I use a combination of an 18"x18" inflatable pillow and a Thermarest compressible one, the largest size (commonly seen at REI and similar stores). However, the inflatable often slips out and I just don't seem to get the two to work together to provide even a remote simulation of a quality anatomical solution one would have at home. Consequently, I wake up often and seldom get quality sleep while camping.

So I am looking for suggestions that could be a compromise between size (inflatable) and comfort (fluffy). I tend to like large pillows with lots of firm support. Anybody have any suggestions?

3 Answers 3


Have you tried fitting them both into a single pillowcase? That should keep them together for you.

Failing that, if you are car camping, why not just take your normal pillow? Presumably you don't have any weight or space issues. That's what I do when car camping.

  • 1
    that's plan B, sometimes going together with a crowd and space can be an issue, e.g. 2 ppl in a small hatchback along with sporting gear etc.
    – amphibient
    Apr 21, 2013 at 21:41
  • 1
    +1 for regular pillows. Sit on them in the car - or use them as arm rests. There's always room for pillow.
    – Lost
    Apr 22, 2013 at 9:10

Inflatable pillows blow. (Get it? Ha ha! I kill me.)

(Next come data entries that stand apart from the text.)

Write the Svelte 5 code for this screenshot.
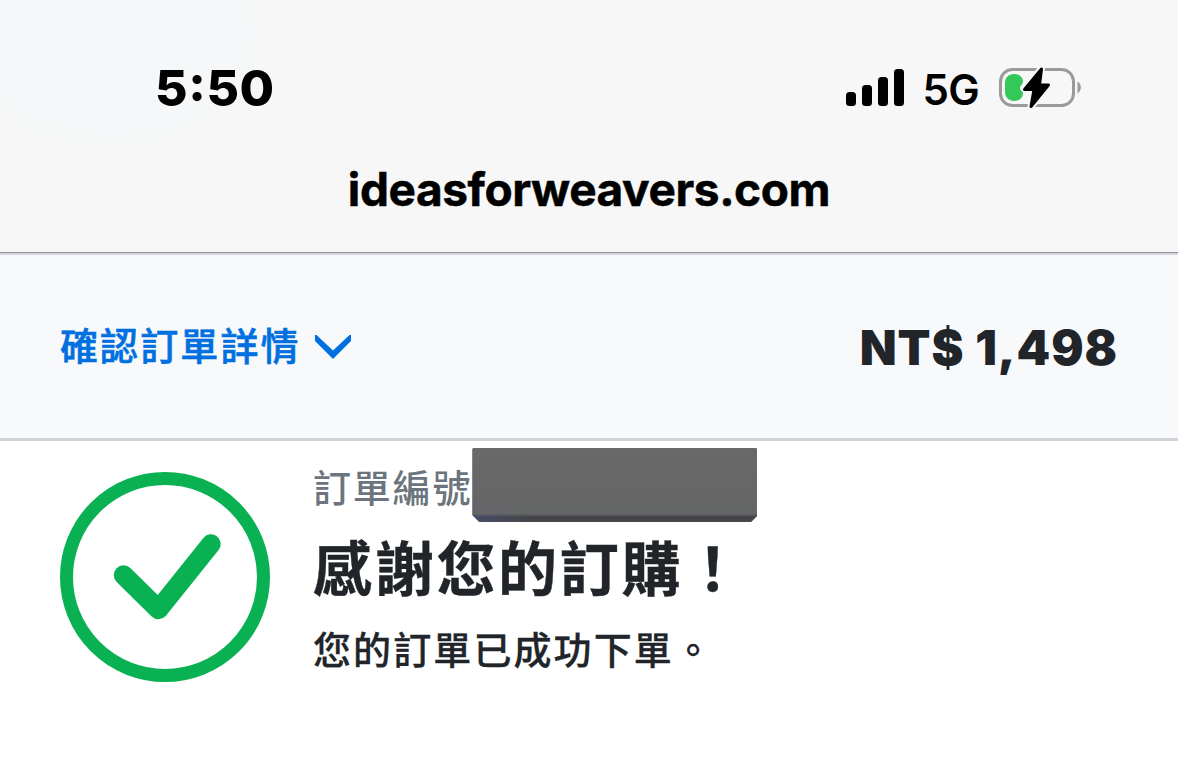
<script>
    const host = 'ideasforweavers.com'
    const total = 'NT$ 1,498'
    const bars = [14, 21, 29, 37]
</script>

<div class="screen">
    <header>
        <div class="status">
            <span class="time">5:50</span>
            <div class="right">
                <div class="signal">
                    {#each bars as h}
                        <i style="height: {h}px"></i>
                    {/each}
                </div>
                <span class="network">5G</span>
                <svg class="battery" width="84" height="42" viewBox="0 0 84 42">
                    <rect x="1.5" y="2.5" width="73" height="36" rx="12" fill="none" stroke="#9b9a9b" stroke-width="3" />
                    <path d="M78.500 14.500c4.500 2.500 4.500 9 0 12z" fill="#9b9a9b" />
                    <path d="M42.500 1.500 25.500 22.500h9.500L32 39.500 49.500 18H40.500z" fill="#f7f7f7" stroke="#f7f7f7" stroke-width="7" stroke-linejoin="round" />
                    <path d="M15 7c5 0 9 3 9 7s-3 4-3 7 3 3 3 5c0 5-4 8-9 8s-9-4-9-9v-9c0-5 3-9 9-9z" fill="#34c759" />
                    <path d="M42.500 2 25.500 22.500h9.500L32 39.500 49.500 18H40.500z" fill="#000" stroke="#000" stroke-width="3" stroke-linejoin="round" />
                </svg>
            </div>
        </div>
        <div class="host">{host}</div>
    </header>

    <section class="summary">
        <div class="toggle">
            <span>確認訂單詳情</span>
            <svg width="36" height="26" viewBox="0 0 36 26">
                <path d="M0 1v6l18 18L36 7V1h-1.500L18 16.500 1.500 1z" fill="#0070e0" />
            </svg>
        </div>
        <strong>{total}</strong>
    </section>

    <main>
        <svg class="check" width="210" height="210" viewBox="0 0 210 210">
            <circle cx="105" cy="105" r="98.5" fill="none" stroke="#0ab152" stroke-width="13" />
            <path d="M63.500 103l35 34.500 52.500-65.500" fill="none" stroke="#0ab152" stroke-width="19.5" stroke-linecap="round" stroke-linejoin="round" />
        </svg>
        <div class="text">
            <div class="order">訂單編號<span class="redacted"></span></div>
            <h1>感謝您的訂購！</h1>
            <p>您的訂單已成功下單。</p>
        </div>
    </main>
</div>

<style>
    :global(body) {
        background: #fff;
    }

    .screen {
        width: 1178px;
        height: 773px;
        overflow: hidden;
        font-family: Inter, 'Noto Sans CJK TC', sans-serif;
        color: #212529;
    }

    header {
        box-sizing: border-box;
        height: 253px;
        padding-top: 62px;
        border-bottom: 1px solid #929397;
        background: radial-gradient(ellipse 200px 150px at 110px 30px, #f3f7fa, #f7f7f7);
        color: #000;
    }

    .status {
        display: flex;
        align-items: center;
        justify-content: space-between;
        height: 52px;
        padding: 0 95px 0 155px;
    }

    .time {
        font-size: 50px;
        font-weight: 800;
        letter-spacing: 0.6px;
        font-feature-settings: 'case';
    }

    .right {
        display: flex;
        align-items: center;
    }

    .signal {
        display: flex;
        align-items: flex-end;
        gap: 6px;
        margin-top: -1px;
    }

    .signal i {
        width: 10px;
        border-radius: 3.5px;
        background: #000;
    }

    .network {
        margin: 2px 20px 0 19px;
        font-size: 42px;
        font-weight: 600;
        letter-spacing: -0.7px;
    }

    .battery {
        margin-top: -1px;
    }

    .host {
        margin-top: 47px;
        font-size: 46px;
        line-height: 56px;
        font-weight: 700;
        letter-spacing: -0.4px;
        text-align: center;
        -webkit-text-stroke: 0.5px #000;
    }

    .summary {
        box-sizing: border-box;
        display: flex;
        align-items: center;
        justify-content: space-between;
        height: 188px;
        padding: 0 60px;
        border-top: 2px solid #d3d6de;
        border-bottom: 3px solid #d1d2da;
        background: #f8f9fb;
    }

    .toggle {
        display: flex;
        align-items: center;
        gap: 14px;
        font-size: 38px;
        font-weight: 500;
        letter-spacing: 2.1px;
        color: #0070e0;
        -webkit-text-stroke: 0.6px #0070e0;
    }

    .toggle span {
        margin-top: -7px;
    }

    .summary strong {
        margin-top: 2px;
        font-size: 48px;
        font-weight: 900;
        letter-spacing: 0.9px;
        word-spacing: 0.5px;
    }

    main {
        display: flex;
        padding: 7px 60px 0;
    }

    .check {
        margin-top: 24px;
        flex: none;
    }

    .text {
        margin-left: 43px;
    }

    .order {
        display: flex;
        height: 75px;
        font-size: 38px;
        line-height: 80px;
        font-weight: 500;
        letter-spacing: 1.8px;
        color: #6c757d;
    }

    .redacted {
        width: 285px;
        height: 74px;
        background:
            linear-gradient(90deg, #4a569466, #4a569400 60px) bottom / 100% 7px no-repeat,
            linear-gradient(#69696a 0, #646566 66px, #434345 69px, #48484a);
        clip-path: polygon(0 1px, 1px 0, 284px 0, 100% 1px, 100% 68px, 279px 100%, 7px 100%, 0 67px);
    }

    h1 {
        margin: 0;
        font-size: 59px;
        line-height: 94px;
        font-weight: 700;
        letter-spacing: 2.7px;
        -webkit-text-stroke: 0.4px #212529;
    }

    p {
        margin: -1px 0 0;
        font-size: 38px;
        line-height: 68px;
        font-weight: 500;
        letter-spacing: 2.1px;
        -webkit-text-stroke: 0.3px #212529;
    }
</style>
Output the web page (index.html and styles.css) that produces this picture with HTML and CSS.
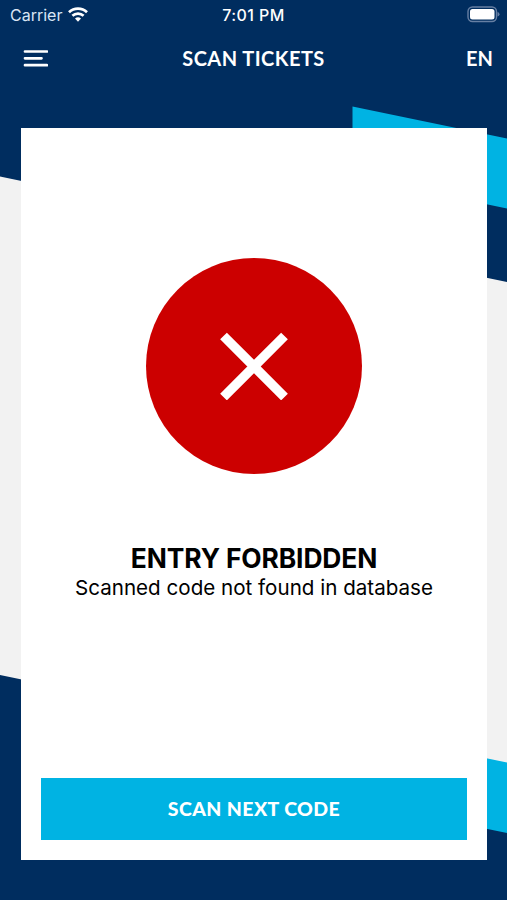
FILE: index.html
```html
<!DOCTYPE html>
<html lang="en">
<head>
  <meta charset="UTF-8">
  <meta name="viewport" content="width=device-width, initial-scale=1.0">
  <title>Scan tickets</title>
  <link rel="stylesheet" href="styles.css">
</head>
<body>
  <svg class="background" viewBox="0 0 507 900" preserveAspectRatio="none" aria-hidden="true">
    <path fill="#f2f2f2" d="M0 176.500L507 282V780L0 675z"/>
    <path fill="#00b3e3" d="M352.500 106.500L507 138.500V208.500L352.500 176.500z"/>
    <path fill="#00b3e3" d="M400 740.500L507 762.500V833L400 811z"/>
  </svg>

  <div class="status-bar">
    <div class="carrier">
      <span>Carrier</span>
      <svg width="20" height="15" viewBox="0 0 20 15" fill="none" stroke="#fff" stroke-width="2.700">
        <path d="M1 5.300C6 .500 14 .500 19 5.300"/>
        <path d="M4.400 8.800C7.600 5.800 12.400 5.800 15.600 8.800"/>
        <path fill="#fff" stroke="none" d="M7 11.600Q10 9.100 13 11.600L10 14.800z"/>
      </svg>
    </div>
    <span class="time">7:01 PM</span>
    <svg class="battery" width="34" height="17" viewBox="0 0 34 17">
      <rect x="2" y="1" width="28.500" height="14.500" rx="4.500" fill="none" stroke="#667fa3" stroke-width="1.400"/>
      <rect x="4" y="3" width="24.500" height="10.500" rx="2.500" fill="#fff"/>
      <path d="M31.500 6Q33.500 6.300 33.500 8.300T31.500 10.600z" fill="#667fa3"/>
    </svg>
  </div>

  <header class="header">
    <button class="menu-btn" aria-label="Menu">
      <svg width="25" height="18" viewBox="0 0 25 18" stroke="#fff" stroke-width="2.700" stroke-linecap="round">
        <path d="M2 2.500H24M2 9.300H18.500M2 16.200H24"/>
      </svg>
    </button>
    <h1>SCAN TICKETS</h1>
    <button class="lang-btn">EN</button>
  </header>

  <main class="card">
    <div class="result-icon">
      <svg width="68" height="68" viewBox="0 0 68 68" stroke="#fff" stroke-width="9.500">
        <path d="M3.500 4L64.500 65M64.500 4L3.500 65"/>
      </svg>
    </div>
    <h2>ENTRY FORBIDDEN</h2>
    <p>Scanned code not found in database</p>
    <button class="scan-btn">SCAN NEXT CODE</button>
  </main>
</body>
</html>
```
FILE: styles.css
```css
* { box-sizing: border-box; }
body {
  font-family: Inter, Roboto, sans-serif;
  margin: 0;
  height: 100vh;
  overflow: hidden;
  background-color: #002d5f;
  color: #fff;
}
h1, h2, p { margin: 0; white-space: nowrap; }
svg { display: block; }
button {
  border: none;
  padding: 0;
  background: none;
  color: #fff;
}
.background {
  position: absolute;
  z-index: -1;
  width: 100%;
  height: 100%;
}
.status-bar, .header {
  display: grid;
  grid-template-columns: 1fr auto 1fr;
  align-items: center;
}
.status-bar {
  height: 29px;
  padding: 0 7px 0 10px;
}
.carrier {
  display: flex;
  gap: 6px;
  align-items: center;
  font-size: 16px;
  color: #d9e5f5;
}
.time {
  margin-left: -3px;
  font-size: 16px;
  font-weight: 500;
  letter-spacing: 0.4px;
}
.battery { justify-self: end; }
.header {
  height: 57px;
  padding: 0 14px 0 23px;
}
.header h1, .lang-btn {
  font-family: Lato, sans-serif;
  font-size: 20px;
  font-weight: 700;
}
.header h1 {
  margin-left: -9px;
  letter-spacing: 0.45px;
}
.menu-btn { justify-self: start; }
.lang-btn { justify-self: end; }
.card {
  display: flex;
  flex-direction: column;
  align-items: center;
  height: 732px;
  margin: 41.5px 20px 0 21px;
  padding: 130px 20px 20px;
  background: #fff;
  color: #000;
}
.result-icon {
  display: flex;
  align-items: center;
  justify-content: center;
  flex: none;
  width: 216px;
  height: 216px;
  border-radius: 50%;
  background: #c00;
}
.card h2 {
  margin-top: 68px;
  font-size: 26.4px;
  font-weight: 700;
  line-height: 32px;
  letter-spacing: -0.12px;
}
.card p {
  font-size: 20.6px;
  line-height: 28px;
}
.scan-btn {
  width: 100%;
  height: 62px;
  margin-top: auto;
  background: #00b3e3;
  font-family: Lato, sans-serif;
  font-size: 19.5px;
  font-weight: 900;
  letter-spacing: 0.4px;
}
```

Seriously though - after years of battling inflatables (sticky in hot climes, slippery, hard to breathe when you are face down in them) I've found the most comfy pillow is a fleece jacket rolled loosely in a pillow case. You presumably have extra clothes with you - roll em in there too.

For extra comfy - a down vest works nice.

A down vest rolled around a fleece jacket is kingly.

  • I prefer the fleece rolled around the down jacket myself. The down jacket has a nylon surface which is less pleasant to have in contact with your face than the inner side of a good fleece.
    – Nisan.H
    Apr 24, 2013 at 10:33

I picked up a memory foam travel pillow for around $5 at Canadian Tire a few years back. It actually packs small enough (about the size of a 1L Nalgene) that I also use it on easier multiday mountaineering trips where I'm not already trying to shave as much weight off of my pack as possible (otherwise the down jacket wrapped in a fleece works beautifully.)

The only downside with memory foam is that if it's really cold outside, it can get rock hard, and you either have to sit it on it for a while to warm it up, or find some other means of unfreezing it.

I can't find the one I have online, but this much more expensive one looks identical.